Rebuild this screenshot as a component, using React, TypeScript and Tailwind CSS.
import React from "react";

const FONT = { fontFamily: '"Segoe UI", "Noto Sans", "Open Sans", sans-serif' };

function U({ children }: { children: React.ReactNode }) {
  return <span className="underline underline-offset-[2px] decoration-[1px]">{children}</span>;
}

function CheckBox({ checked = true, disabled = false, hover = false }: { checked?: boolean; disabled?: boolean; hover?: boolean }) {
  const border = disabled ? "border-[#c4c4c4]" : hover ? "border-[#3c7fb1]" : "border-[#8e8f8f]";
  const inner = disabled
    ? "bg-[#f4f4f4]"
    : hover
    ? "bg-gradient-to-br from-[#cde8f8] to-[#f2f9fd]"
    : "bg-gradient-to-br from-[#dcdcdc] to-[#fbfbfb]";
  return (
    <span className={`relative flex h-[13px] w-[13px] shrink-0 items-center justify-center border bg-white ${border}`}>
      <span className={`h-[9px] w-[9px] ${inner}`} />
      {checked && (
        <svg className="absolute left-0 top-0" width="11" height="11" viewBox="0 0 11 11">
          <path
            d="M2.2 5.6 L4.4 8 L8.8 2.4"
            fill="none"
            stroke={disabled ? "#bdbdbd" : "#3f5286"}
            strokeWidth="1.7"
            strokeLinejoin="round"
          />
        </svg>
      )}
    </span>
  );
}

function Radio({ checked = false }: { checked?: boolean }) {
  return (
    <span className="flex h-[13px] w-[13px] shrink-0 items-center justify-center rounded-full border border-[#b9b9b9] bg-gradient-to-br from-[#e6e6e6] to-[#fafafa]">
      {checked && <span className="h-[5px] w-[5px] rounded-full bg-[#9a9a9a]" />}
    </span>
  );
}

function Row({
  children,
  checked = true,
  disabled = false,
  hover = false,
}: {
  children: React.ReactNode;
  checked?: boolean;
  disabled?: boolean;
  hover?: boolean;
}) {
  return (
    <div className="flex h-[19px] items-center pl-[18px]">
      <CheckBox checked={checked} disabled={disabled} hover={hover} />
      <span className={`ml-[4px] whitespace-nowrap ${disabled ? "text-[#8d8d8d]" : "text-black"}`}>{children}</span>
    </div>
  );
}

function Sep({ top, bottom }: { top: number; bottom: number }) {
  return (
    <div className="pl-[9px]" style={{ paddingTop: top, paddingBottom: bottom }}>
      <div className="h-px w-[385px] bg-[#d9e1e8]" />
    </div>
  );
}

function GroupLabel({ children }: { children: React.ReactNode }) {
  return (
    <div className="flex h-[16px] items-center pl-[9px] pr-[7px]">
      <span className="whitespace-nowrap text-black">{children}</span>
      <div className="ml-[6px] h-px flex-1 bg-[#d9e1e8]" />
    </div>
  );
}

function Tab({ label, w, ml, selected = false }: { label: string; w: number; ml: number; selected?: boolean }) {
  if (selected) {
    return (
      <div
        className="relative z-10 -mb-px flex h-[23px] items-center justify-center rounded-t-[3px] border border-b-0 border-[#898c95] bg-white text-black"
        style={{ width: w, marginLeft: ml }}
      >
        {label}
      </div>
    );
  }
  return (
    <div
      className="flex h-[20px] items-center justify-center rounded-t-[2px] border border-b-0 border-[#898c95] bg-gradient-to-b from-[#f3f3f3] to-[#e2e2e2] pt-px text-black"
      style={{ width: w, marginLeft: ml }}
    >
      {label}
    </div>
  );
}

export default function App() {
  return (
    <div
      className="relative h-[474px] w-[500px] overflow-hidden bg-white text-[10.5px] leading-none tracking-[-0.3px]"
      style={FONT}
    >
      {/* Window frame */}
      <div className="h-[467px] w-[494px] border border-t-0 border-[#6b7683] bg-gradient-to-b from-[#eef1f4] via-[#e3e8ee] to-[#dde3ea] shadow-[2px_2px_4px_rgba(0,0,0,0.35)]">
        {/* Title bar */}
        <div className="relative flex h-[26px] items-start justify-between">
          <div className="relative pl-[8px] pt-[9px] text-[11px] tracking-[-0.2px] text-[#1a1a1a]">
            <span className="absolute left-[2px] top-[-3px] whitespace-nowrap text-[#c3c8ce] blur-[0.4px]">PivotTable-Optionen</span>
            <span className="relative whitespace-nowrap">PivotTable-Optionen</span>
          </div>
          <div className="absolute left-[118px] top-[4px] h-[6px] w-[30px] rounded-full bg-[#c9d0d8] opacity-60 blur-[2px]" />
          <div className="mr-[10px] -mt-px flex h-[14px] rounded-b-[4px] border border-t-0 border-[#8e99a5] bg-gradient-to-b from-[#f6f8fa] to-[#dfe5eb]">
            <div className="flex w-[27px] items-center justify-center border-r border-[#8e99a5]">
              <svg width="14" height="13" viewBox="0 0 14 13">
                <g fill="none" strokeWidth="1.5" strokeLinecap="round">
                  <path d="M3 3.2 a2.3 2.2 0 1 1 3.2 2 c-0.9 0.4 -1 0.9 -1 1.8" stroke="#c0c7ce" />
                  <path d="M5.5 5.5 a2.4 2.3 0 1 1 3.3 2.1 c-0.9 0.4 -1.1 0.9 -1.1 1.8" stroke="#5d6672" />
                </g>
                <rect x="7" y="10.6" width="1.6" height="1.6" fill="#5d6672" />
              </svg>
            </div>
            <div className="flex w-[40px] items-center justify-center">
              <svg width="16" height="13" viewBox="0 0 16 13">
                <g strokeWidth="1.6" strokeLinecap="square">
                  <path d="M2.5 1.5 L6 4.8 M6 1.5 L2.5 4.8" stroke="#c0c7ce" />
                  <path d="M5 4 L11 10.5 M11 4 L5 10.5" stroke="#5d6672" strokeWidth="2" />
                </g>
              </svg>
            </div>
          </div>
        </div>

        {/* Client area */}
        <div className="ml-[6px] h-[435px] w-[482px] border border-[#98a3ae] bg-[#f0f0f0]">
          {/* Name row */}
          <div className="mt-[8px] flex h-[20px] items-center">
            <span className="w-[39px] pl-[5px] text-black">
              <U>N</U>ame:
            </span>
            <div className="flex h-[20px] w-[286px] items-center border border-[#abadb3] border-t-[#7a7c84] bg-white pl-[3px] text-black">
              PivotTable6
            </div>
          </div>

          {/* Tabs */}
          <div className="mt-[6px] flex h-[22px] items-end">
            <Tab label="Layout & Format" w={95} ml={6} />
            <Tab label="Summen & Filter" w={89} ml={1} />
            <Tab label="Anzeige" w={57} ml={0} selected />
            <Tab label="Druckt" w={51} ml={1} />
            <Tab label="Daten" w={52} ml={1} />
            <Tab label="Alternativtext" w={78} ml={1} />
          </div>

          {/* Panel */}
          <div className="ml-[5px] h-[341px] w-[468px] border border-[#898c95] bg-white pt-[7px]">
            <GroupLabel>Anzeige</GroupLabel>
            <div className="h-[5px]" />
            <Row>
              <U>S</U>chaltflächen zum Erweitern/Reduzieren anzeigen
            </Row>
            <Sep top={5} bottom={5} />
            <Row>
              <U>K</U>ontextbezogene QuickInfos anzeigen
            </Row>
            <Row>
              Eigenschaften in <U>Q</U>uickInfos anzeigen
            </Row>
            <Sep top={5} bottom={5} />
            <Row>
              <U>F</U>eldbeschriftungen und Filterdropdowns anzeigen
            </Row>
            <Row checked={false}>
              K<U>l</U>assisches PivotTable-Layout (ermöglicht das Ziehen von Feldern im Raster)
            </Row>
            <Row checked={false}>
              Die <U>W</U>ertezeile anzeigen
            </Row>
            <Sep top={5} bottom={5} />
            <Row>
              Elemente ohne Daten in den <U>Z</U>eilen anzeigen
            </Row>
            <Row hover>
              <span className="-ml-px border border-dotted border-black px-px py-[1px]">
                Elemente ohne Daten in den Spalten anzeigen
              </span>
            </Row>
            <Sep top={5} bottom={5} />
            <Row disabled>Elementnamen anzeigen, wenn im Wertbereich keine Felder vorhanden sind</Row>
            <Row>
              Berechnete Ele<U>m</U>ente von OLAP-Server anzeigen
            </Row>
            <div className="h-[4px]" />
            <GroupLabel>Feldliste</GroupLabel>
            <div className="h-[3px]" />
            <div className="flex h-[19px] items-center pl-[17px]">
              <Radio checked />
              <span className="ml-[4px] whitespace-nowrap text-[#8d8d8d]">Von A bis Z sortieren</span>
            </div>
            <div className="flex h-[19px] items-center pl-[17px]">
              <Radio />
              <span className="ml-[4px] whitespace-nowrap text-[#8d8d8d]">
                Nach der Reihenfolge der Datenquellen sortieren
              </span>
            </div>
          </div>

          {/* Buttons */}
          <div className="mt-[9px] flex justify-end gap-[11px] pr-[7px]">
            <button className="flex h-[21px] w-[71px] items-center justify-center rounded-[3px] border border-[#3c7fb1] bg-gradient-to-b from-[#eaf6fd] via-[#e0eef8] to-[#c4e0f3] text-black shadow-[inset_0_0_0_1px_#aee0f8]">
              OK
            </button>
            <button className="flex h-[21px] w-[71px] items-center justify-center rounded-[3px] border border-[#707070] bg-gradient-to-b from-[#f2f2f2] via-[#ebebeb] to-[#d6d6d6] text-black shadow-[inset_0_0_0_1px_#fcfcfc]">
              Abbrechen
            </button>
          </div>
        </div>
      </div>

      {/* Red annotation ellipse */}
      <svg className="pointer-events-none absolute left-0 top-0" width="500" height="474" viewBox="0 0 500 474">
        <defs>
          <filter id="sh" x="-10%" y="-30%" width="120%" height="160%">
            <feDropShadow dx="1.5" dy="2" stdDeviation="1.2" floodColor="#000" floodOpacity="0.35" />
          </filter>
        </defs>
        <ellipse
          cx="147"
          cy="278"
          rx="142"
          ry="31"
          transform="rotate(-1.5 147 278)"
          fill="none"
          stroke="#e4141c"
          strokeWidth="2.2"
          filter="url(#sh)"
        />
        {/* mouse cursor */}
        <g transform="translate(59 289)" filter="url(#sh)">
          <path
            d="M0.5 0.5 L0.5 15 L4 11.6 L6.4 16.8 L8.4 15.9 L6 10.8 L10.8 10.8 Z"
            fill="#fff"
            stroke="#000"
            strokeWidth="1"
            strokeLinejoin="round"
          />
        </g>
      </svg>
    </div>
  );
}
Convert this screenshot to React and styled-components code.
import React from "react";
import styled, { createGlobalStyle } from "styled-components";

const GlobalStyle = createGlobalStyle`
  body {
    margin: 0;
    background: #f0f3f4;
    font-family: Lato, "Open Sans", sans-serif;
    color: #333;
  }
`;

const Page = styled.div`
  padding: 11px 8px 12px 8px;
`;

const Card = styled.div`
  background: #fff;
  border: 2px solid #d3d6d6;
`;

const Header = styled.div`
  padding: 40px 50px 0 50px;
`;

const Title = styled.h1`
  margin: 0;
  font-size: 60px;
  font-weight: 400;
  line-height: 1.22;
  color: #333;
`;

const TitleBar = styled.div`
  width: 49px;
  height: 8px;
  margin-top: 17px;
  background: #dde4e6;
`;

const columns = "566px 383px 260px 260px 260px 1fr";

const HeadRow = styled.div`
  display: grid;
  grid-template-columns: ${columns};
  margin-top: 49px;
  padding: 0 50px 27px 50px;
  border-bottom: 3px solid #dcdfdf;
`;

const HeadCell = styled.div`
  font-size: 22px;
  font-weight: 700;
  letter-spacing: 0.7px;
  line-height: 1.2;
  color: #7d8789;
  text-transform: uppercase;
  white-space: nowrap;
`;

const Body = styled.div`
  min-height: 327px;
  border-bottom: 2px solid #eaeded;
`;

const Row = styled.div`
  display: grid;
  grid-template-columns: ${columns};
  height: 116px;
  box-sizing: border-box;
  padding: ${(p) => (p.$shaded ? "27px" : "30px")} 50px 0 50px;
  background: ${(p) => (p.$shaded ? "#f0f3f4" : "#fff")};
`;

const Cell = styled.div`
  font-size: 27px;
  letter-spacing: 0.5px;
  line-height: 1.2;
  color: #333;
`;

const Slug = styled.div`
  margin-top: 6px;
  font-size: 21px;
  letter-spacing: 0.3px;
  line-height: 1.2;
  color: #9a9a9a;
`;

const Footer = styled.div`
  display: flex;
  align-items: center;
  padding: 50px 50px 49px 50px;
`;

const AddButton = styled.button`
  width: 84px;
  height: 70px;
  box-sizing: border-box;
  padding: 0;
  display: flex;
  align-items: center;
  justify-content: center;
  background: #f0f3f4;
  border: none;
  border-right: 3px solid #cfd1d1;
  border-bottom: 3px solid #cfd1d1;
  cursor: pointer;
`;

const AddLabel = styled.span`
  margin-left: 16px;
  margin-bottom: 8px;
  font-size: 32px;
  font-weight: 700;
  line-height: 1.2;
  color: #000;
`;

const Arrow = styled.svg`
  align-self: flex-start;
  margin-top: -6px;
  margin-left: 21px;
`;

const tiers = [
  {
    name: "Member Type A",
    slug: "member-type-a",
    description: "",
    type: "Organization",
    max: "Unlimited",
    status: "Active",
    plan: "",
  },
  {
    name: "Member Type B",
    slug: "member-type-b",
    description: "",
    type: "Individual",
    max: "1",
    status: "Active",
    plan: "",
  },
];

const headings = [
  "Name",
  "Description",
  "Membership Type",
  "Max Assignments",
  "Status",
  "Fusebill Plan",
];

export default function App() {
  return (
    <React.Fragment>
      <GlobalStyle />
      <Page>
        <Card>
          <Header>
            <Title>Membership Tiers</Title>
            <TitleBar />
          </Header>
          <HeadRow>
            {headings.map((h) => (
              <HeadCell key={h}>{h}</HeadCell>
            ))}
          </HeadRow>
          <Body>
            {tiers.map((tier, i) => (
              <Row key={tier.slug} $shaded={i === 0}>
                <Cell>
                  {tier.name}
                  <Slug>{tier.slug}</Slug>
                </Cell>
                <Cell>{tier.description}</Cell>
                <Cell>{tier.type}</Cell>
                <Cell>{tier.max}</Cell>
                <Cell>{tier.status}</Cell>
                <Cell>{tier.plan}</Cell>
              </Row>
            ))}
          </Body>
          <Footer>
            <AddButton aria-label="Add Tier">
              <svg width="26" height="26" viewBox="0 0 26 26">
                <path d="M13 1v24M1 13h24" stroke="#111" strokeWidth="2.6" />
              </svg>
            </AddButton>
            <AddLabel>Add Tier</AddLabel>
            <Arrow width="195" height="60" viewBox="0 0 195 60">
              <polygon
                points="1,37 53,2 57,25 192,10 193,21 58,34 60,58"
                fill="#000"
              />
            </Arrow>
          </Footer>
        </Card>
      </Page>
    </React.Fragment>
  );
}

EXERCISE » Extract all lines of the records above that include "screenshot".

FINAL ANSWER »
Rebuild this screenshot as a component, using React, TypeScript and Tailwind CSS.
Convert this screenshot to React and styled-components code.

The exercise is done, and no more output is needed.